CI: Correct use of cache and artifacts to speed up pipeline

Hi forum,
I’m trying to set up a .gitlab-ci.yml to automate building binaries (using two seperate runners) that users can download and work on.

Background: I’m using a custom build system to turn font source files into font binaries and post-process them in multiple steps. The build system and all tools used in it are Python modules and are installed in a local virtual environment in the project folder when a user works on it. An example pipeline looks like this:

Source file → raw binary → processed binary for opening in a special editor → pre-final binary ⇶ special final variants of the previous binary for different target environments → test release.

Users may want to grab a file from anywhere in that pipeline for working on or testing.

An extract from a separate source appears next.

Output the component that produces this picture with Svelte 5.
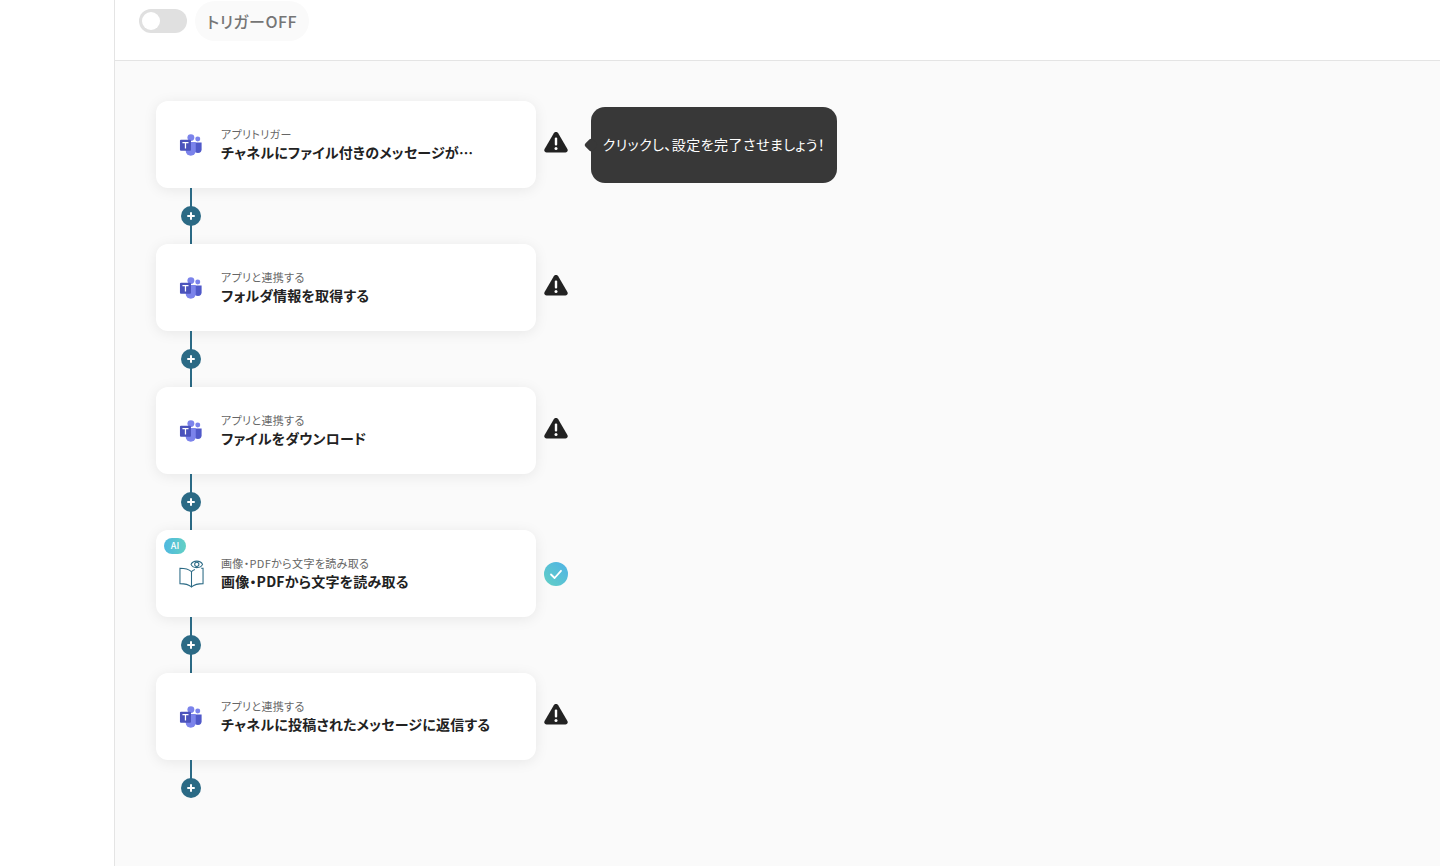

I went in with the following expectations for the pipeline:

  1. By default, on non-master branches, only produce the raw binary because that’s what people want most often. The other jobs can be triggered manually. On master, a test release (= everything) should be built by default so we can test everything.
  2. The virtual environment should be shared between jobs in the same pipeline (and possibly all pipelines for a branch) to avoid redundant module fetches. If it gets lost, it will automatically be regenerated, so it’s not vital.
  3. Jobs should use the artifacts from the dependent jobs without rebuilding anything by themselves, i.e. I expected a job to run all stages/jobs it depends on and use all their artifacts for further processing. (The build system puts artifacts into build/ subdirectories, the special editor files to go source/*.ttf, the test-release goes into release/.)
  4. The build artifacts should only include artifacts the job itself produces.

After a lot of head-scratching and fiddling, my .gitlab-ci.yml looks like this:

before_script:
  - . bootstrap.sh # Set up the virtual environment unless it exists already.

# Cache the virtual environment and build directory just for the branch
cache:
  key: "$CI_COMMIT_REF_NAME"
  paths:
    - venv
    - .doit.db
    - __pycache__
    - build/**/*.*
    - sources/*.ttf

stages:
  - build
  - build-vtt
  - build-hinted
  - build-production
  - build-test-release

unhinted-fonts:
    stage: build
    script:
      - doit unhinted
    artifacts:
      expire_in: 10 days
      paths:
        - build/unhinted/*.*

vtt-fonts:
    stage: build-vtt
    dependencies:
      - unhinted-fonts
    when: manual
    script:
      - doit ufo2vtt
    artifacts:
      expire_in: 10 days
      paths:
        - sources/*.ttf

hinted-fonts:
    stage: build-hinted
    dependencies:
      - vtt-fonts
    when: manual
    script:
      - doit hinted
    artifacts:
      expire_in: 10 days
      paths:
        - build/hinted/*.*

desktop-fonts:
    stage: build-production
    dependencies:
      - hinted-fonts
    when: manual
    script:
      - doit desktop
    artifacts:
      expire_in: 10 days
      paths:
        - build/desktop/*.*

app-fonts:
    stage: build-production
    dependencies:
      - hinted-fonts
    when: manual
    script:
      - doit app
    artifacts:
      expire_in: 10 days
      paths:
        - build/app/*.*

web-fonts:
    stage: build-production
    dependencies:
      - hinted-fonts
    when: manual
    script:
      - doit web
    artifacts:
      expire_in: 10 days
      paths:
        - build/web/**/*.*

I get the following behavior on Gitlab 10.4.3 with the 10.4 shell runner:

  1. Jobs always regenerate the virtual environment. Shouldn’t multiple retries of the unhinted-fonts job reuse the virtual environment?
  2. Jobs don’t reuse the build/ cache.
  3. Manually triggering e.g. the hinted-fonts job (stage 3) after only the unhinted-fonts(stage 1) job ran does not actually run the vtt-fonts job (stage 2). The build system handles this without a problem, but why isn’t vtt-fonts run before that? This would actually be okay if the build files are cached so a manual triggering of stage 2 would just use the files generated in stage 3.
  4. Going from unhinted-fonts to vtt-fonts downloads the artifacts but the downloaded files are regenerated anyway. I suppose the build system isn’t fooled, maybe because the caching works differently from what I expect?

So, what am I doing wrong?

Side note: I’d like to cache the virtual environment for the entire branch but restrict the build/ cache to the current pipeline, since commits will probably change the source files and the binaries get redone anyway. If this separation isn’t possible, keeping the cache to the pipeline only may work as well, something I’d need to test in practice.

Edit: Using the default cache key makes cache passing work, but it’s not the sharing strategy I had in mind…